The Immigration Act of 1891 made immigration a federal function. Immigration inspectors at various ports of entry inspected passenger manifests, conducted health inspections and accepted or rejected immigrants. In 1906, Congress passed the Basic Naturalization Act, which framed the rules for naturalization within the United States. The law established standard naturalization forms and encouraged state and local courts to relinquish their naturalization jurisdiction to federal courts.
In 1933, Congress established the U.S. Immigration and Naturalization Service (INS). The Immigration Reform and Control Act of 1986 expanded INS’ responsibilities by allowing it to investigative certain gang, fraud and human smuggling activities, and enforce sanctions against employers who hired undocumented aliens.
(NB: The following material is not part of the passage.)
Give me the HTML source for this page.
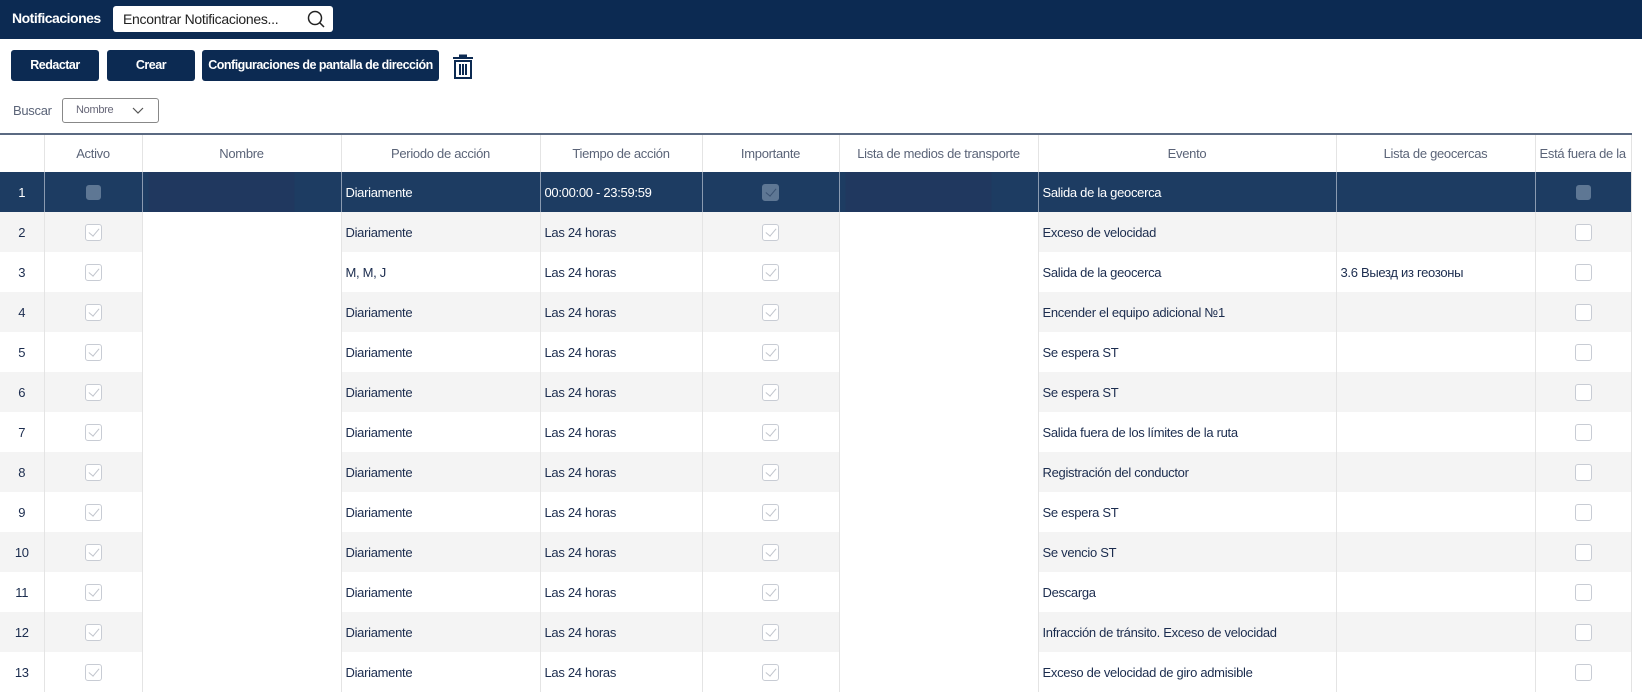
<!DOCTYPE html>
<html><head><meta charset="utf-8"><style>
*{box-sizing:border-box;margin:0;padding:0}
body{width:1642px;height:693px;background:#fff;font-family:"Liberation Sans Narrow","Liberation Sans",sans-serif;color:#1b2c4e;position:relative;overflow:hidden;font-size:13px;letter-spacing:-0.3px}
.top{position:absolute;left:0;top:0;width:1642px;height:39px;background:#0c2a52}
.top .t{position:absolute;left:12px;top:10px;color:#fff;font-size:14px;font-weight:bold;letter-spacing:-0.5px}
.sb{position:absolute;left:113px;top:6px;width:220px;height:26px;background:#fff;border-radius:3px;font-size:14px;padding:5px 10px;color:#222}
.btn{position:absolute;top:50px;height:31px;background:#0c2a52;color:#fff;border-radius:3px;font-size:12.5px;font-weight:bold;text-align:center;line-height:31px;letter-spacing:-0.5px;white-space:nowrap}
.sel{position:absolute;left:62px;top:98px;width:97px;height:25px;border:1px solid #888;border-radius:3px;font-size:11px;color:#667;padding:5px 13px}
table{position:absolute;left:0;top:133px;border-collapse:collapse;table-layout:fixed;width:1631px;border-top:2px solid #5b6a82;border-right:1px solid #e3e3e3}
td,th{height:40px;border-left:1px solid #e4e4e4;white-space:nowrap;overflow:hidden;font-size:13px;padding:0 4px}
th{font-weight:normal;color:#5b6478;height:38px}
tr.s td{background:#1d3c62;color:#fff;border-left-color:#8a9ab0}
tr.g td{background:#f4f4f4}
td.c{text-align:center}
td.w{background:#fff!important}
tr.s td.d{background:linear-gradient(90deg,#1d3c62 0 6px,#20385f 6px 152px,#1d3c62 152px)!important}
.cb{display:inline-block;width:17px;height:17px;border:1px solid #c8ccd4;border-radius:3px;vertical-align:middle;position:relative;background:#fff}
.cb.k::after{content:"";position:absolute;left:5px;top:1px;width:5px;height:9px;border:solid #c0c4cc;border-width:0 1px 1px 0;transform:rotate(40deg)}
.cb.f{background:#5e7794;border-color:#5e7794}
.cb.f::after{border-color:#3a5272}
</style></head><body>
<div class="top"><div class="t">Notificaciones</div><div class="sb">Encontrar Notificaciones...
<svg style="position:absolute;right:8px;top:4px" width="18" height="18" viewBox="0 0 18 18"><circle cx="8" cy="8" r="6.5" fill="none" stroke="#222" stroke-width="1.5"/><line x1="12.5" y1="12.5" x2="17" y2="17" stroke="#222" stroke-width="1.5"/></svg></div></div>
<div class="btn" style="left:11px;width:88px">Redactar</div>
<div class="btn" style="left:107px;width:88px">Crear</div>
<div class="btn" style="left:202px;width:237px">Configuraciones de pantalla de dirección</div>
<svg style="position:absolute;left:452px;top:54px" width="22" height="25" viewBox="0 0 22 25"><rect x="1" y="3" width="20" height="2" fill="#0c2a52"/><rect x="7" y="0.5" width="8" height="2.5" fill="#0c2a52"/><rect x="3" y="7" width="16" height="17" fill="none" stroke="#0c2a52" stroke-width="2"/><rect x="7" y="10" width="2" height="11" fill="#0c2a52"/><rect x="10" y="10" width="2" height="11" fill="#0c2a52"/><rect x="13" y="10" width="2" height="11" fill="#0c2a52"/></svg>
<div style="position:absolute;left:13px;top:103px;font-size:13px;color:#5b6478">Buscar</div>
<div class="sel">Nombre<svg style="position:absolute;right:14px;top:8px" width="12" height="8"><polyline points="1,1 6,6 11,1" fill="none" stroke="#555" stroke-width="1.2"/></svg></div>
<table>
<colgroup><col style="width:44px"><col style="width:98px"><col style="width:199px"><col style="width:199px"><col style="width:162px"><col style="width:137px"><col style="width:199px"><col style="width:298px"><col style="width:199px"><col style="width:96px"></colgroup>
<tr><th style="border-left:none"></th><th>Activo</th><th>Nombre</th><th>Periodo de acción</th><th>Tiempo de acción</th><th>Importante</th><th>Lista de medios de transporte</th><th>Evento</th><th>Lista de geocercas</th><th style="text-align:left">Está fuera de la</th></tr>
<tr class="s"><td class="c" style="border-left:none">1</td><td class="c"><span class="cb f" style="width:15px;height:15px"></span></td><td class="d"></td><td>Diariamente</td><td>00:00:00 - 23:59:59</td><td class="c"><span class="cb k f"></span></td><td class="d"></td><td>Salida de la geocerca</td><td></td><td class="c"><span class="cb f" style="width:15px;height:15px"></span></td></tr>
<tr class="g"><td class="c" style="border-left:none">2</td><td class="c"><span class="cb k"></span></td><td class="w"></td><td>Diariamente</td><td>Las 24 horas</td><td class="c"><span class="cb k"></span></td><td class="w"></td><td>Exceso de velocidad</td><td></td><td class="c"><span class="cb"></span></td></tr>
<tr><td class="c" style="border-left:none">3</td><td class="c"><span class="cb k"></span></td><td class="w"></td><td>M, M, J</td><td>Las 24 horas</td><td class="c"><span class="cb k"></span></td><td class="w"></td><td>Salida de la geocerca</td><td>3.6 Выезд из геозоны</td><td class="c"><span class="cb"></span></td></tr>
<tr class="g"><td class="c" style="border-left:none">4</td><td class="c"><span class="cb k"></span></td><td class="w"></td><td>Diariamente</td><td>Las 24 horas</td><td class="c"><span class="cb k"></span></td><td class="w"></td><td>Encender el equipo adicional №1</td><td></td><td class="c"><span class="cb"></span></td></tr>
<tr><td class="c" style="border-left:none">5</td><td class="c"><span class="cb k"></span></td><td class="w"></td><td>Diariamente</td><td>Las 24 horas</td><td class="c"><span class="cb k"></span></td><td class="w"></td><td>Se espera ST</td><td></td><td class="c"><span class="cb"></span></td></tr>
<tr class="g"><td class="c" style="border-left:none">6</td><td class="c"><span class="cb k"></span></td><td class="w"></td><td>Diariamente</td><td>Las 24 horas</td><td class="c"><span class="cb k"></span></td><td class="w"></td><td>Se espera ST</td><td></td><td class="c"><span class="cb"></span></td></tr>
<tr><td class="c" style="border-left:none">7</td><td class="c"><span class="cb k"></span></td><td class="w"></td><td>Diariamente</td><td>Las 24 horas</td><td class="c"><span class="cb k"></span></td><td class="w"></td><td>Salida fuera de los límites de la ruta</td><td></td><td class="c"><span class="cb"></span></td></tr>
<tr class="g"><td class="c" style="border-left:none">8</td><td class="c"><span class="cb k"></span></td><td class="w"></td><td>Diariamente</td><td>Las 24 horas</td><td class="c"><span class="cb k"></span></td><td class="w"></td><td>Registración del conductor</td><td></td><td class="c"><span class="cb"></span></td></tr>
<tr><td class="c" style="border-left:none">9</td><td class="c"><span class="cb k"></span></td><td class="w"></td><td>Diariamente</td><td>Las 24 horas</td><td class="c"><span class="cb k"></span></td><td class="w"></td><td>Se espera ST</td><td></td><td class="c"><span class="cb"></span></td></tr>
<tr class="g"><td class="c" style="border-left:none">10</td><td class="c"><span class="cb k"></span></td><td class="w"></td><td>Diariamente</td><td>Las 24 horas</td><td class="c"><span class="cb k"></span></td><td class="w"></td><td>Se vencio ST</td><td></td><td class="c"><span class="cb"></span></td></tr>
<tr><td class="c" style="border-left:none">11</td><td class="c"><span class="cb k"></span></td><td class="w"></td><td>Diariamente</td><td>Las 24 horas</td><td class="c"><span class="cb k"></span></td><td class="w"></td><td>Descarga</td><td></td><td class="c"><span class="cb"></span></td></tr>
<tr class="g"><td class="c" style="border-left:none">12</td><td class="c"><span class="cb k"></span></td><td class="w"></td><td>Diariamente</td><td>Las 24 horas</td><td class="c"><span class="cb k"></span></td><td class="w"></td><td>Infracción de tránsito. Exceso de velocidad</td><td></td><td class="c"><span class="cb"></span></td></tr>
<tr><td class="c" style="border-left:none">13</td><td class="c"><span class="cb k"></span></td><td class="w"></td><td>Diariamente</td><td>Las 24 horas</td><td class="c"><span class="cb k"></span></td><td class="w"></td><td>Exceso de velocidad de giro admisible</td><td></td><td class="c"><span class="cb"></span></td></tr>
</table>
</body></html>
Additionally, the Illegal Immigration Reform and Immigrant Responsibility Act of 1996 enabled the hiring of additional INS special agents for interior enforcement and bolstered certain criminal penalties, including those for alien smuggling.
On Sept. 11, 2001 terrorists on board American Airlines Flight 11 intentionally crashed the plane into the World Trade Center's North Tower. The tower was home to the U.S. Customs House at 6 World Trade Center.
After the events of 9/11, the government created a stronger approach to national security with the passage of the Homeland Security Act and the creation of the Department of Homeland Security. The department was formed by combining 22 different federal organizations into a unified force.
In 2003, Customs and INS were merged into the department’s U.S. Immigration and Customs Enforcement (ICE). In 2010, HSI was formed within ICE from elements of ICE’s previous Offices of Investigations, Intelligence and International Affairs.